With physicians connecting in real time across specialties and beyond the traditional bounds of hospital walls, patients may soon be able to stop worrying about getting access to the right specialist.

Medicine’s brightest minds will be accessible from the remotest spots — on an airplane, at an underserved clinic, or in the thick of a disaster zone. Soon, any doctor with a mobile device will have the resources and reach to pull together a personalized, patient-specific team of experts for any given case. Sometimes, it will take as little as a question to the right expert in a sub-specialty to change the course of treatment for the better. In other instances, more lasting and meaningful collaborations might take shape.

Information itself is poised to travel differently, too.
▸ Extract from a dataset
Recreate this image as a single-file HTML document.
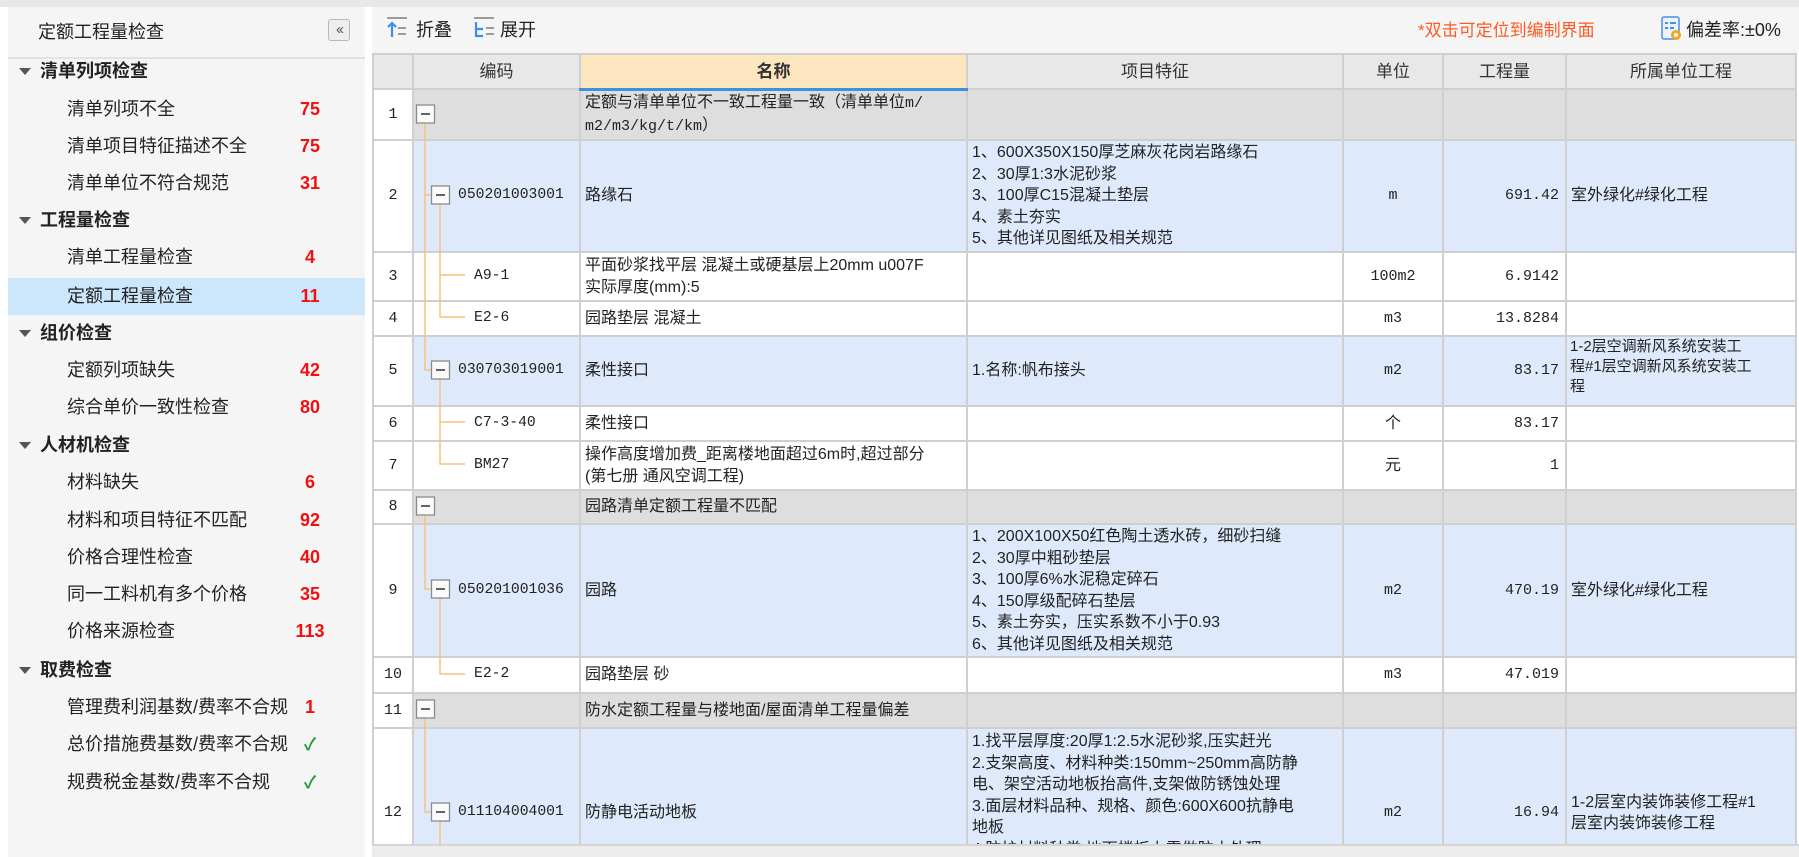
<!DOCTYPE html>
<html><head><meta charset="utf-8">
<style>
*{margin:0;padding:0;box-sizing:border-box}
body{width:1799px;height:857px;overflow:hidden;background:#fff;font-family:"Liberation Sans","Noto Sans CJK SC",sans-serif;color:#222;position:relative}
.abs{position:absolute}
#top{left:0;top:0;width:1799px;height:7px;background:#e8e8e8}
#left{left:8px;top:7px;width:357px;height:850px;background:#f5f5f5}
#left .title{position:absolute;left:30px;top:12px;font-size:18px;line-height:26px}
#left .sep{position:absolute;left:0;top:50px;width:357px;height:2px;background:#e2e2e2}
.coll{position:absolute;left:320px;top:12px;width:22px;height:22px;border:1px solid #b8b8b8;border-radius:3px;background:#eee;font-size:15px;line-height:19px;text-align:center;color:#555;letter-spacing:-2px}
.lr{position:absolute;left:0;width:357px;height:37px;font-size:18px;line-height:37px}
.lr.cat{font-weight:bold}
.lr.cat .tri{position:absolute;left:11px;top:15px;width:0;height:0;border-left:6px solid transparent;border-right:6px solid transparent;border-top:7px solid #555}
.lr.cat span.t{position:absolute;left:32px}
.lr.it span.t{position:absolute;left:59px}
.lr .n{position:absolute;left:282px;width:40px;text-align:center;color:#f01010;font-weight:bold;font-size:18px}
.lr .ck{position:absolute;left:282px;width:40px;text-align:center;color:#1f9a3a;font-weight:bold;font-size:17px}
.sel{background:#cce6fc}
#tb{left:372px;top:7px;width:1427px;height:47px;background:#f5f5f5}
#tbl{left:372px;top:53px;width:1427px;height:791px;overflow:hidden;background:#fff}
table{border-collapse:collapse;table-layout:fixed;width:1423px}
td,th{border:2px solid #cfcfcf;font-size:16px;line-height:21.5px;white-space:nowrap;overflow:hidden;vertical-align:middle}
th{background:#e8e8e8;font-weight:normal;font-size:17px;height:35px;color:#333}
th.nm{background:#fde5bf;font-weight:bold;border-bottom:3px solid #3f90e0}
td{padding:0 4px}
td.rn{background:#fff;text-align:center;font-family:"Liberation Mono",monospace;font-size:15px;padding:0}
td.cd{font-family:"Liberation Mono",monospace;font-size:14.7px;letter-spacing:0;padding:0 0 0 44px}
td.cd.l{padding-left:60px}
td.u{text-align:center}
td.q{text-align:right;font-family:"Liberation Mono",monospace;font-size:15px;padding-right:6px}
tr.g td:not(.rn){background:#dedede}
tr.b td:not(.rn){background:#deeafc}
.mono{font-family:"Liberation Mono",monospace;font-size:15px}
#bot{left:372px;top:844px;width:1427px;height:13px;background:#ececec;border-top:2px solid #d5d5d5}
</style></head><body>
<div id="top" class="abs"></div>
<div id="left" class="abs">
  <div class="title">定额工程量检查</div>
  <div class="coll">&lsaquo;&lsaquo;</div>
  <div class="sep"></div>
  <div class="lr cat" style="top:46px"><i class="tri"></i><span class="t">清单列项检查</span></div>
  <div class="lr it" style="top:84px"><span class="t">清单列项不全</span><span class="n">75</span></div>
  <div class="lr it" style="top:121px"><span class="t">清单项目特征描述不全</span><span class="n">75</span></div>
  <div class="lr it" style="top:158px"><span class="t">清单单位不符合规范</span><span class="n">31</span></div>
  <div class="lr cat" style="top:195px"><i class="tri"></i><span class="t">工程量检查</span></div>
  <div class="lr it" style="top:232px"><span class="t">清单工程量检查</span><span class="n">4</span></div>
  <div class="lr it sel" style="top:271px"><span class="t">定额工程量检查</span><span class="n">11</span></div>
  <div class="lr cat" style="top:308px"><i class="tri"></i><span class="t">组价检查</span></div>
  <div class="lr it" style="top:345px"><span class="t">定额列项缺失</span><span class="n">42</span></div>
  <div class="lr it" style="top:382px"><span class="t">综合单价一致性检查</span><span class="n">80</span></div>
  <div class="lr cat" style="top:420px"><i class="tri"></i><span class="t">人材机检查</span></div>
  <div class="lr it" style="top:457px"><span class="t">材料缺失</span><span class="n">6</span></div>
  <div class="lr it" style="top:495px"><span class="t">材料和项目特征不匹配</span><span class="n">92</span></div>
  <div class="lr it" style="top:532px"><span class="t">价格合理性检查</span><span class="n">40</span></div>
  <div class="lr it" style="top:569px"><span class="t">同一工料机有多个价格</span><span class="n">35</span></div>
  <div class="lr it" style="top:606px"><span class="t">价格来源检查</span><span class="n">113</span></div>
  <div class="lr cat" style="top:645px"><i class="tri"></i><span class="t">取费检查</span></div>
  <div class="lr it" style="top:682px"><span class="t">管理费利润基数/费率不合规</span><span class="n">1</span></div>
  <div class="lr it" style="top:719px"><span class="t">总价措施费基数/费率不合规</span><span class="ck">✓</span></div>
  <div class="lr it" style="top:757px"><span class="t">规费税金基数/费率不合规</span><span class="ck">✓</span></div>
</div>
<div id="tb" class="abs">
  <svg class="abs" style="left:14px;top:9px" width="24" height="24" viewBox="0 0 24 24">
    <rect x="1" y="1" width="20" height="2" fill="#9a9a9a"/>
    <path d="M6 21V8M2 11l4-4 4 4" stroke="#3d8ef0" stroke-width="2.2" fill="none"/>
    <rect x="12" y="11" width="8" height="2" fill="#9a9a9a"/><rect x="12" y="17" width="8" height="2" fill="#9a9a9a"/>
  </svg>
  <div class="abs" style="left:44px;top:11px;font-size:18px;line-height:24px">折叠</div>
  <svg class="abs" style="left:101px;top:9px" width="24" height="24" viewBox="0 0 24 24">
    <rect x="1" y="1" width="20" height="2" fill="#9a9a9a"/>
    <path d="M3 6v14h7M3 13h7" stroke="#3d8ef0" stroke-width="2.2" fill="none"/>
    <rect x="13" y="11" width="8" height="2" fill="#9a9a9a"/><rect x="13" y="17" width="8" height="2" fill="#9a9a9a"/>
  </svg>
  <div class="abs" style="left:128px;top:11px;font-size:18px;line-height:24px">展开</div>
  <div class="abs" style="left:1046px;top:12px;font-size:17px;line-height:24px;color:#ff5a24">*双击可定位到编制界面</div>
  <svg class="abs" style="left:1289px;top:9px" width="22" height="26" viewBox="0 0 22 26">
    <rect x="1" y="1" width="17" height="22" rx="2" fill="#eaf3ff" stroke="#4a90e2" stroke-width="1.5"/>
    <rect x="4" y="6" width="3" height="2" fill="#4a90e2"/><rect x="9" y="6" width="6" height="2" fill="#4a90e2"/>
    <rect x="4" y="11" width="3" height="2" fill="#4a90e2"/><rect x="9" y="11" width="4" height="2" fill="#4a90e2"/>
    <circle cx="15" cy="19" r="5" fill="#f5a623"/><circle cx="15" cy="19" r="2" fill="#fff"/>
  </svg>
  <div class="abs" style="left:1314px;top:11px;font-size:18px;line-height:24px">偏差率:±0%</div>
</div>
<div id="tbl" class="abs">
<table>
<colgroup><col style="width:40px"><col style="width:167px"><col style="width:387px"><col style="width:376px"><col style="width:100px"><col style="width:123px"><col style="width:230px"></colgroup>
<tr><th></th><th>编码</th><th class="nm">名称</th><th>项目特征</th><th>单位</th><th>工程量</th><th>所属单位工程</th></tr>
<tr class="g" style="height:51px"><td class="rn">1</td><td></td><td>定额与清单单位不一致工程量一致（清单单位<span class="mono">m/</span><br><span class="mono">m2/m3/kg/t/km</span>）</td><td></td><td></td><td></td><td></td></tr>
<tr class="b" style="height:112px"><td class="rn">2</td><td class="cd">050201003001</td><td>路缘石</td><td>1、600X350X150厚芝麻灰花岗岩路缘石<br>2、30厚1:3水泥砂浆<br>3、100厚C15混凝土垫层<br>4、素土夯实<br>5、其他详见图纸及相关规范</td><td class="u mono">m</td><td class="q">691.42</td><td>室外绿化#绿化工程</td></tr>
<tr style="height:49px"><td class="rn">3</td><td class="cd l">A9-1</td><td>平面砂浆找平层 混凝土或硬基层上20mm u007F<br>实际厚度(mm):5</td><td></td><td class="u mono">100m2</td><td class="q">6.9142</td><td></td></tr>
<tr style="height:35px"><td class="rn">4</td><td class="cd l">E2-6</td><td>园路垫层 混凝土</td><td></td><td class="u mono">m3</td><td class="q">13.8284</td><td></td></tr>
<tr class="b" style="height:70px"><td class="rn">5</td><td class="cd">030703019001</td><td>柔性接口</td><td>1.名称:帆布接头</td><td class="u mono">m2</td><td class="q">83.17</td><td style="vertical-align:top;font-size:15px;line-height:20px;padding:0 3px">1-2层空调新风系统安装工<br>程#1层空调新风系统安装工<br>程</td></tr>
<tr style="height:35px"><td class="rn">6</td><td class="cd l">C7-3-40</td><td>柔性接口</td><td></td><td class="u">个</td><td class="q">83.17</td><td></td></tr>
<tr style="height:49px"><td class="rn">7</td><td class="cd l">BM27</td><td>操作高度增加费_距离楼地面超过6m时,超过部分<br>(第七册 通风空调工程)</td><td></td><td class="u">元</td><td class="q">1</td><td></td></tr>
<tr class="g" style="height:34px"><td class="rn">8</td><td></td><td>园路清单定额工程量不匹配</td><td></td><td></td><td></td><td></td></tr>
<tr class="b" style="height:133px"><td class="rn">9</td><td class="cd">050201001036</td><td>园路</td><td>1、200X100X50红色陶土透水砖，细砂扫缝<br>2、30厚中粗砂垫层<br>3、100厚6%水泥稳定碎石<br>4、150厚级配碎石垫层<br>5、素土夯实，压实系数不小于0.93<br>6、其他详见图纸及相关规范</td><td class="u mono">m2</td><td class="q">470.19</td><td>室外绿化#绿化工程</td></tr>
<tr style="height:36px"><td class="rn">10</td><td class="cd l">E2-2</td><td>园路垫层 砂</td><td></td><td class="u mono">m3</td><td class="q">47.019</td><td></td></tr>
<tr class="g" style="height:35px"><td class="rn">11</td><td></td><td>防水定额工程量与楼地面/屋面清单工程量偏差</td><td></td><td></td><td></td><td></td></tr>
<tr class="b" style="height:170px"><td class="rn">12</td><td class="cd">011104004001</td><td>防静电活动地板</td><td style="vertical-align:top;padding-top:2px">1.找平层厚度:20厚1:2.5水泥砂浆,压实赶光<br>2.支架高度、材料种类:150mm~250mm高防静<br>电、架空活动地板抬高件,支架做防锈蚀处理<br>3.面层材料品种、规格、颜色:600X600抗静电<br>地板<br>4.防护材料种类:地面楼板上需做防水处理<br>5.其他详见图纸及相关规范</td><td class="u mono">m2</td><td class="q">16.94</td><td>1-2层室内装饰装修工程#1<br>层室内装饰装修工程</td></tr>
</table>
<svg class="abs" style="left:0;top:0" width="220" height="800" viewBox="372 53 220 800">
<g stroke="#f7c27f" stroke-width="1.5" fill="none">
<path d="M425 122V370H431M425 195H431"/>
<path d="M425 515V589H431"/>
<path d="M425 718V812H431"/>
<path d="M440 204V317H465M440 275H465"/>
<path d="M440 379V464H465M440 422H465"/>
<path d="M440 598V674H465"/>
<path d="M440 821V860"/>
</g>
<g fill="#fbfbfb" stroke="#8a8a8a" stroke-width="1.3">
<rect x="416.5" y="105" width="18" height="18"/>
<rect x="431.5" y="186" width="18" height="18"/>
<rect x="431.5" y="361" width="18" height="18"/>
<rect x="416.5" y="497" width="18" height="18"/>
<rect x="431.5" y="580" width="18" height="18"/>
<rect x="416.5" y="700" width="18" height="18"/>
<rect x="431.5" y="803" width="18" height="18"/>
</g>
<g stroke="#333" stroke-width="1.5">
<path d="M421 114h9M436 195h9M436 370h9M421 506h9M436 589h9M421 709h9M436 812h9"/>
</g>
</svg>
</div>
<div id="bot" class="abs"></div>
</body></html>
Facebook and Twitter are already showing us how effectively networked communities can transmit important data, and even bring obscure new ideas to the forefront of cultural debate.

For doctors, who have historically relied heavily on sifting through a surfeit of medical journals, this kind of hive-minding can help ensure that the most promising and thought-provoking research or techniques rise to the surface and reach a wider audience. Moreover, by posting, sharing, and commenting on articles and cases within their professional networks, physicians will become more active and engaged participants in the future of medical research and learning.

The existence of these large and overlapping communities of doctors promises to tap a goldmine of public health data. Using discussion threads about symptoms and outbreaks, the spread of infectious disease can be tracked automatically, as can the efficacy and speed of treatment plans. Complications of new therapies, previously unknown risk factors for common diseases, even entirely new disease entities may be identified from increased sharing of data that has until now lived in the filing cabinets and memories of individual physicians.

The social power of networks like Facebook and Twitter to connect, entertain, and enrich our lives is undeniable. It’s time to extend the networking paradigm to healthcare and reap an even more substantive set of rewards.

Alex Blau, MD, Medical Director at Doximity, is a graduate of the University of California San Francisco School of Medicine and trained in emergency medicine at Stanford Hospital and Clinics. He has been working in the emerging mobile health space since he was a senior medical student, when he founded MediBabble, an iPhone-based medical language interpretation tool now in use by more than 15,000 health care professionals. In addition, Dr. Blau has worked as a healthcare journalist, has been published in multiple journals and textbooks on emergency medicine, and has been an invited speaker at national conferences on early stage startups and innovation in healthcare.